Nothing but the lines from the top of the data to the line holding "sum + width, 0)" should be printed, word for word and both ends included; leave the pictures out.

• Material provided:
--- BEGIN ---

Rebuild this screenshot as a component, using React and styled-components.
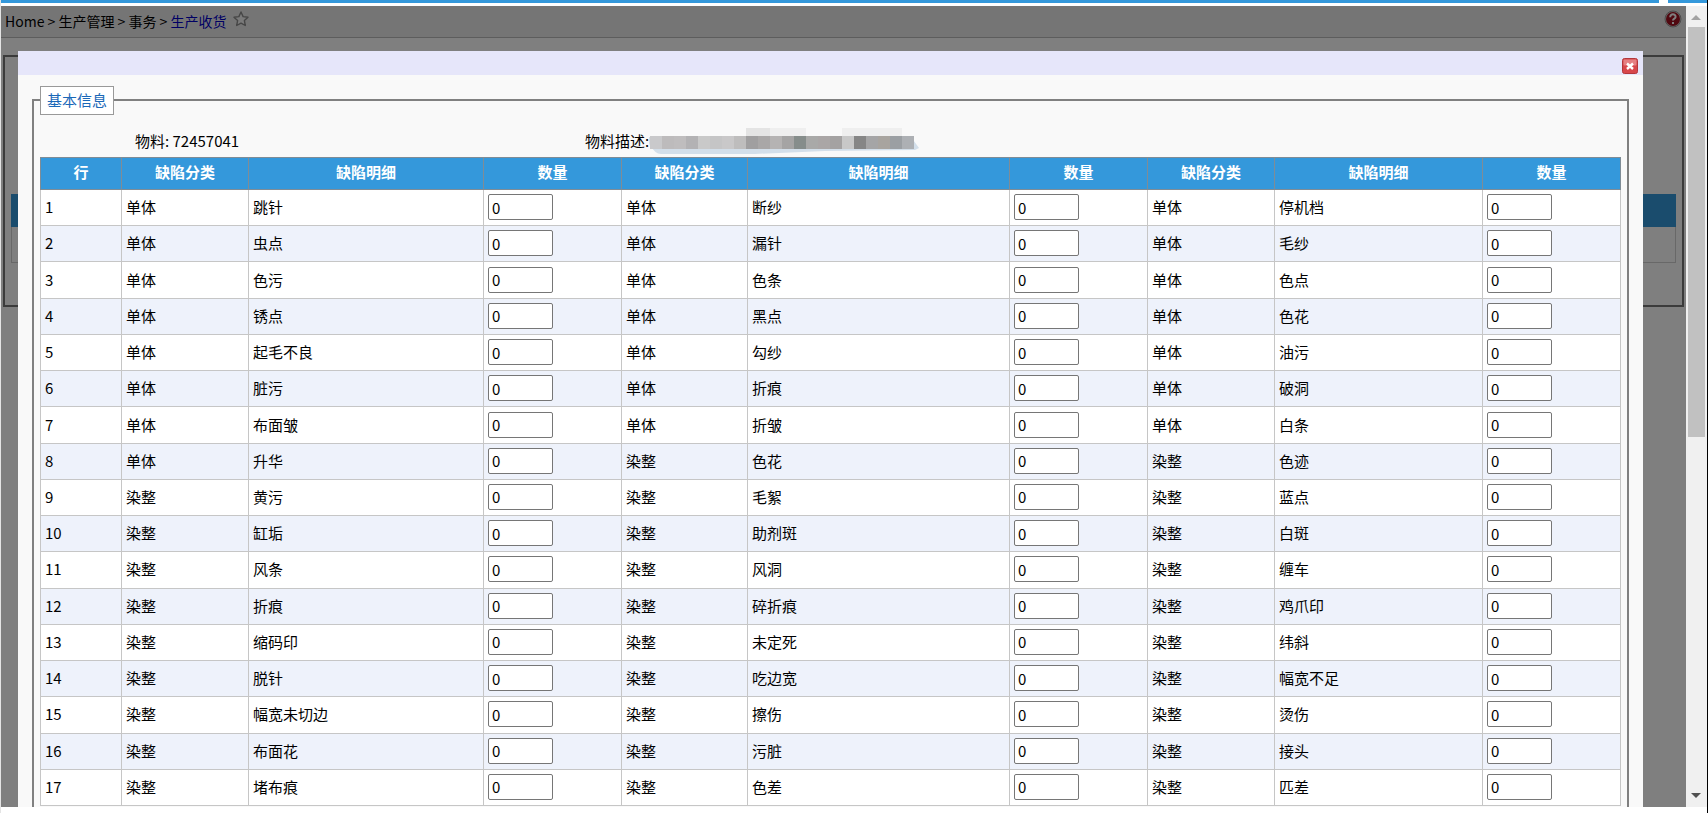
import React from "react";
import styled, {createGlobalStyle} from "styled-components";

const colors = {
   blue: "#3498db",
   lavender: "#e6e6fa",
   panel: "#f9f9f9",
   stripe: "#eef2fb",
   line: "#c6c6c6",
   border: "#808080",
   legend: "#1a68b8",
}

// widths are relative shares of the table
const columns = [
   {title: "行", width: 81},
   {title: "缺陷分类", width: 127},
   {title: "缺陷明细", width: 235},
   {title: "数量", width: 138},
   {title: "缺陷分类", width: 126},
   {title: "缺陷明细", width: 262},
   {title: "数量", width: 138},
   {title: "缺陷分类", width: 127},
   {title: "缺陷明细", width: 208},
   {title: "数量", width: 138},
]

const totalWidth = columns.reduce((sum, {width}) => sum + width, 0)

const rows = [
   [["单体", "跳针"], ["单体", "断纱"], ["单体", "停机档"]],
   [["单体", "虫点"], ["单体", "漏针"], ["单体", "毛纱"]],
   [["单体", "色污"], ["单体", "色条"], ["单体", "色点"]],
   [["单体", "锈点"], ["单体", "黑点"], ["单体", "色花"]],
   [["单体", "起毛不良"], ["单体", "勾纱"], ["单体", "油污"]],
   [["单体", "脏污"], ["单体", "折痕"], ["单体", "破洞"]],
   [["单体", "布面皱"], ["单体", "折皱"], ["单体", "白条"]],
   [["单体", "升华"], ["染整", "色花"], ["染整", "色迹"]],
   [["染整", "黄污"], ["染整", "毛絮"], ["染整", "蓝点"]],
   [["染整", "缸垢"], ["染整", "助剂斑"], ["染整", "白斑"]],
   [["染整", "风条"], ["染整", "风洞"], ["染整", "缠车"]],
   [["染整", "折痕"], ["染整", "碎折痕"], ["染整", "鸡爪印"]],
   [["染整", "缩码印"], ["染整", "未定死"], ["染整", "纬斜"]],
   [["染整", "脱针"], ["染整", "吃边宽"], ["染整", "幅宽不足"]],
   [["染整", "幅宽未切边"], ["染整", "擦伤"], ["染整", "烫伤"]],
   [["染整", "布面花"], ["染整", "污脏"], ["染整", "接头"]],
   [["染整", "堵布痕"], ["染整", "色差"], ["染整", "匹差"]],
]

const maskTiles = [
   "#c9c9cb", "#bdbbbc", "#bfbdbe", "#b3b2b4", "#c9c9c9", "#c5c5c6", "#c9c8c9", "#bebdbd",
   "#a09fa0", "#a9a7a7", "#b5b3b3", "#a5a4a4", "#868d8b", "#a9a9a8", "#aaa6a6", "#a4a2a2",
   "#c8c8c8", "#868686", "#a5a5a6", "#a8a49f", "#9b9fa3", "#adb0b4",
]


export default function App() {
   return (
      <>
         <GlobalStyle/>
         <Shell>
            <TabStrip>
               <span/>
               <span/>
            </TabStrip>
            <Frame>
               <Page>
                  <Breadcrumb/>
                  <PageFieldset>
                     <PageTableHead/>
                     <PageTableRow/>
                  </PageFieldset>
                  <Backdrop>
                     <DefectDialog/>
                  </Backdrop>
               </Page>
               <Scrollbar/>
            </Frame>
         </Shell>
      </>
   )
}

function Breadcrumb() {
   return (
      <StyledBreadcrumb>
         <nav>
            Home &gt; 生产管理 &gt; 事务 &gt; <a href="#receipt">生产收货</a>
         </nav>
         <button type="button" aria-label="收藏" className="favourite">
            <svg width="16" height="16" viewBox="0 0 16 16">
               <path
                  d="M8 1l2.1 4.6 4.9.6-3.6 3.4.9 4.9L8 12.100l-4.300 2.400.9-4.900L1 6.200l4.900-.6z"
                  fill="#f4f4f4" stroke="#8c8c8c" strokeWidth="1.4" strokeLinejoin="round"/>
            </svg>
         </button>
         <button type="button" aria-label="帮助" className="help">
            <svg width="18" height="18" viewBox="0 0 18 18">
               <circle cx="9" cy="9" r="8" fill="#d8d0d0" stroke="#999" strokeWidth="1"/>
               <circle cx="9" cy="9" r="7" fill="#a01020"/>
               <path d="M6.2 7.2c0-4 5.6-3.6 5.4-.2-.1 1.7-2.6 1.5-2.6 3.500M9 12v2"
                     fill="none" stroke="#fff" strokeWidth="2"/>
            </svg>
         </button>
      </StyledBreadcrumb>
   )
}

function DefectDialog() {
   return (
      <Dialog role="dialog" aria-label="基本信息">
         <DialogHeader>
            <CloseButton type="button" aria-label="关闭">
               <svg width="16" height="16" viewBox="0 0 16 16">
                  <rect x="0.5" y="0.5" width="15" height="15" rx="2" fill="#d8474b" stroke="#b3373c"/>
                  <rect x="1.5" y="1.5" width="13" height="6" rx="1" fill="#e58083"/>
                  <path d="M5 5.500l6 5.500M11 5.500l-6 5.500" stroke="#fff" strokeWidth="2.400"/>
               </svg>
            </CloseButton>
         </DialogHeader>
         <Fieldset>
            <Legend>基本信息</Legend>
            <Material>
               <span>物料: 72457041</span>
               <span>物料描述:<MaskedText/></span>
            </Material>
            <DefectTable/>
         </Fieldset>
      </Dialog>
   )
}

function MaskedText() {
   return (
      <svg width="270" height="28" viewBox="0 0 270 28" aria-hidden="true">
         <path d="M0 10h262l8 11-4 2-90 1-70 3H12q-6 0-12-10z" fill="#d3dfea"/>
         <rect x="97" y="1" width="24" height="9" fill="#e4e4e4"/>
         <rect x="121" y="1" width="36" height="9" fill="#efefef"/>
         <rect x="193" y="1" width="60" height="9" fill="#efefef"/>
         {maskTiles.map((color, i) => (
            <rect key={i} x={1 + i * 12} y="9" width="12" height="13" fill={color}/>
         ))}
      </svg>
   )
}

function DefectTable() {
   return (
      <TableWrapper>
         <Table>
            <colgroup>
               {columns.map(({width}, i) => <Col key={i} $share={width / totalWidth}/>)}
            </colgroup>
            <thead>
               <tr>
                  {columns.map(({title}, i) => <th key={i} scope="col">{title}</th>)}
               </tr>
            </thead>
            <tbody>
               {rows.map((groups, i) => (
                  <tr key={i}>
                     <td>{i + 1}</td>
                     {groups.map(([category, detail], j) => (
                        <React.Fragment key={j}>
                           <td>{category}</td>
                           <td>{detail}</td>
                           <td>
                              <QuantityInput aria-label={`${category} ${detail} 数量`} defaultValue="0"/>
                           </td>
                        </React.Fragment>
                     ))}
                  </tr>
               ))}
            </tbody>
         </Table>
      </TableWrapper>
   )
}

function Scrollbar() {
   return (
      <StyledScrollbar>
         <svg width="20" height="21" viewBox="0 0 20 21">
            <path d="M5 14l5-5 5 5z" fill="#a3a3a3"/>
         </svg>
         <div className="track">
            <div className="thumb"/>
         </div>
         <svg width="20" height="21" viewBox="0 0 20 21">
            <path d="M5 7l5 5 5-5z" fill="#505050"/>
         </svg>
      </StyledScrollbar>
   )
}

const GlobalStyle = createGlobalStyle`
  * {
    box-sizing: border-box;
  }

  body {
    margin: 0;
    background: #fff;
    color: #000;
    font-family: "Noto Sans CJK SC", sans-serif;
    font-size: 15px;
    line-height: 20px;
  }

  button {
    display: flex;
    padding: 0;
    border: 0;
    background: none;
    cursor: pointer;
  }
`

const Shell = styled.div`
  display: flex;
  flex-direction: column;
  height: 100vh;
  padding-bottom: 6px;
  border-left: 1px solid #e4e4e4;
  border-right: 1px solid #000;
  overflow: hidden;
`

const TabStrip = styled.div`
  display: flex;
  gap: 9px;
  height: 6px;
  padding-bottom: 3px;

  span {
    width: 39px;
    background: ${colors.blue};
  }

  span:first-child {
    flex: 1;
  }
`

const Frame = styled.div`
  display: flex;
  flex: 1;
  min-height: 0;
`

const Page = styled.main`
  position: relative;
  flex: 1;
  overflow: hidden;
`

const StyledBreadcrumb = styled.header`
  display: flex;
  align-items: center;
  gap: 6px;
  height: 32px;
  padding: 0 4px 2px;
  border-bottom: 1px solid #bbb;
  background: #ebebeb;
  font-size: 14px;

  a {
    color: #0000c8;
    text-decoration: none;
  }

  .favourite {
    margin-bottom: 4px;
  }

  .help {
    margin: 0 0 4px auto;
  }
`

const PageFieldset = styled.section`
  height: 252px;
  margin: 17px 2px 0;
  padding: 137px 6px 0;
  border: 2px solid #777;
`

const PageTableHead = styled.div`
  height: 33px;
  background: ${colors.blue};
`

const PageTableRow = styled.div`
  height: 36px;
  border: 1px solid #d0d0d0;
  border-top: 0;
`

const Backdrop = styled.div`
  position: absolute;
  inset: 0;
  display: flex;
  padding: 45px 43px 0 17px;
  background: rgba(0, 0, 0, 0.5);
`

const Dialog = styled.div`
  display: flex;
  flex: 1;
  flex-direction: column;
  min-width: 0;
  background: ${colors.panel};
`

const DialogHeader = styled.div`
  display: flex;
  align-items: flex-end;
  justify-content: flex-end;
  height: 24px;
  padding: 0 5px 1px;
  background: ${colors.lavender};
`

const CloseButton = styled.button`
  border-radius: 2px;
`

const Fieldset = styled.section`
  display: flex;
  flex: 1;
  flex-direction: column;
  margin: 24px 14px 0;
  padding: 0 6px;
  border: 2px solid ${colors.border};
  border-bottom: 0;
`

const Legend = styled.h2`
  align-self: flex-start;
  margin: -15px 0 0;
  padding: 3px 6px 4px;
  border: 1px solid #999;
  background: #fff;
  color: ${colors.legend};
  font-size: 15px;
  font-weight: 400;
`

const Material = styled.div`
  display: grid;
  grid-template-columns: 450px 1fr;
  align-items: center;
  height: 28px;
  margin: 12px 0 2px;
  padding-left: 95px;

  span {
    display: flex;
    align-items: center;
  }
`

const TableWrapper = styled.div`
  flex: 1;
  padding-bottom: 1px;
`

const Table = styled.table`
  width: 100%;
  height: 100%;
  border-collapse: collapse;
  table-layout: fixed;

  th, td {
    padding: 0 4px;
    border: 1px solid ${colors.line};
    text-align: left;
  }

  td {
    padding-bottom: 1px;
    background: #fff;
  }

  tbody tr:nth-child(even) td {
    background: ${colors.stripe};
  }

  th {
    height: 32px;
    padding-bottom: 3px;
    border-color: #7f8c96;
    background: ${colors.blue};
    color: #fff;
    font-weight: 700;
    text-align: center;
  }
`

const Col = styled.col`
  width: ${({$share}) => $share * 100}%;
`

const QuantityInput = styled.input`
  display: block;
  width: 65px;
  height: 26px;
  padding: 0 3px;
  border: 1px solid #767676;
  border-radius: 2px;
  background: #fff;
  font: inherit;
`

const StyledScrollbar = styled.aside`
  display: flex;
  flex-direction: column;
  width: 21px;
  background: #f0f0f0;

  .track {
    flex: 1;
    padding: 0 2px;
  }

  .thumb {
    height: 54%;
    background: #c1c1c1;
  }
`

--- END ---

• Result for this exercise:
Rebuild this screenshot as a component, using React and styled-components.
import React from "react";
import styled, {createGlobalStyle} from "styled-components";

const colors = {
   blue: "#3498db",
   lavender: "#e6e6fa",
   panel: "#f9f9f9",
   stripe: "#eef2fb",
   line: "#c6c6c6",
   border: "#808080",
   legend: "#1a68b8",
}

// widths are relative shares of the table
const columns = [
   {title: "行", width: 81},
   {title: "缺陷分类", width: 127},
   {title: "缺陷明细", width: 235},
   {title: "数量", width: 138},
   {title: "缺陷分类", width: 126},
   {title: "缺陷明细", width: 262},
   {title: "数量", width: 138},
   {title: "缺陷分类", width: 127},
   {title: "缺陷明细", width: 208},
   {title: "数量", width: 138},
]

const totalWidth = columns.reduce((sum, {width}) => sum + width, 0)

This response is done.